Если бы я сделался архитектором, то скорее не объёмником, а градостроителем. Но я и стал теоретиком градостроительства – отчасти! Мой «поляризованный ландшафт» – типичная градостроительная утопия.
1.7. Навязчивые образы
Мои фантазии не были безудержными, буйными, феерическими. Напротив, они были устойчивыми, консервативными. Это были навязчивые образы, не изменявшиеся годами. От моих детских проектов сохранилось мало документов. Две-три тетради, несколько листков, да один большой лист ватмана. Остальное пропало? Да нет, его просто и не было! Я б;льшую часть придуманного хранил и прокручивал в своём воображении.
Любой ребёнок может двигать по столу какую-нибудь деревяшку, представляя, что это корабль, идущий по морю. И я так играл, но не только в детстве. Играл, будучи подростком, когда мои ровесники болели футболом и гуляли с девочками. Внешне мои игры были крайне примитивны, но за ними стоял огромный воображаемый мир. Его наполняли города и страны.
В первые три лета после окончания войны мы всей семьёй не выезжали «на дачу». По воскресеньям ездили на трамвае № 17 в Останкинский парк и лес. Валялись на одеяле под дубом, который и сейчас там растёт, я его показываю друзьям. Мне, уже не маленькому, было скучно и тягостно с родителями. Утомляясь от лежания и переворачиваясь с боку на бок, я почитывал кое-какие книжки, главная из них: Лев Гумилевский. Железная дорога. (Любители железных дорог в наши дни спасли эту замечательную книгу, выложили её в Интернете).
За вычетом трёх недель (в пионерлагере, в 1944 и 1945 г.) я проводил лето в Москве, в душной комнате. Наши окна выходили на юг, и во второй половине дня становилось жарко. У нас были широкие подоконники из настоящего чёрного мрамора, шириной в полметра. На одном из них, самом длинном (перед «итальянским окном») можно было уложить спать человека. Я наполнял водой спринцовку для клизмы, садился на стул перед подоконником в другой комнате, где окна были одинарными, и выливал воду на раскалённый мрамор небольшими порциями. Вода мрамор не смачивает, поэтому лужи получались полными и компактными. Я воображал, что мои лужи – это острова суши, а окружающая поверхность – море.

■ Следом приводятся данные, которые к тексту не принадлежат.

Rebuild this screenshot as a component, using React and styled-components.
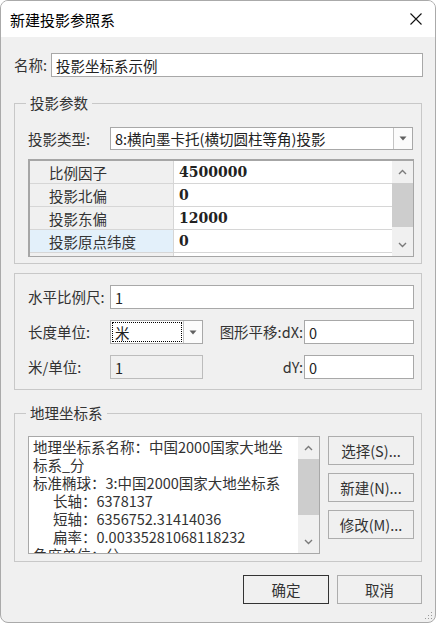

Я долго смотрел, как эти лужи высыхают, вносил поправки в естественный процесс, соединял их перешейками или сухой спринцовкой выдувал озёра посреди островов.
Я не сидел на стуле или диване весь день, я вскакивал, ходил и бегал по комнатам, размахивал руками, приплясывал и напевал разные песенки, преимущественно на иностранных или тарабарских языках. Я подходил к книжному шкафу, брал главным образом энциклопедии, читал статью за статьей. Я и сейчас веду себя дома так же, только к книгам добавился Интернет. Со стороны это, на взгляд обывателя, могло выглядеть, как поведение сумасшедшего, но я таким и казался почти всю жизнь подавляющему большинству окружающих людей – всем тем, кто не знал и не ценил меня как автора научных и литературных опусов. И даже моя мать, в общем-то верившая в меня, но и сомневавшаяся, уже в конце своей жизни спрашивала у моего младшего коллеги В. Л. Каганского: «Правда ли, что Боря – большой учёный?».
Наша семья постоянно боролась с мухами и клопами. Мне сделали хорошую мухобойку из овального куска резины на палочке. Я проводил Первую и Вторую Антимускальные войны и одерживал в них славные победы. О них были написаны сводки в выпускаемой мною газете «Новости нед;ли» (со старой орфографией). Королём в моём государстве считался наш пёс Самбим II (IV) . (Второй у меня, четвёртый – вместе с собаками моего «конотопского дяди»: см. одноимённый рассказ на «Проза.ру». Имя собаки взято дядей у какой-то машины марки «Sunbeаm»).
Я любил статистику, старался вести учёт чему-нибудь, чертил таблицы, в которых уже применялись линии двойные и разной толщины (ранга). (Впоследствии я делал такими таблицы в редактированных мною научных книгах).
В эвакуации в Омске я вёл дневник погоды. Я знал латинские названия облаков, геохронологию, знаки Зодиака, обожал римские цифры. В пятитомной «Жизни животных» по А. Э. Брему меня интересовали не столько сами живые существа, сколько номенклатура и классификация. Сохранился большой лист бумаги, на котором эта классификация изображена. Там чётко различаются таксономические ступени и ранги, таксоны облигатные и факультативные и мн. др. Формы классификаций занимали меня больше, чем сущность предметов. Совсем не случайно главной темой моей научной работы впоследствии стали формы районирования.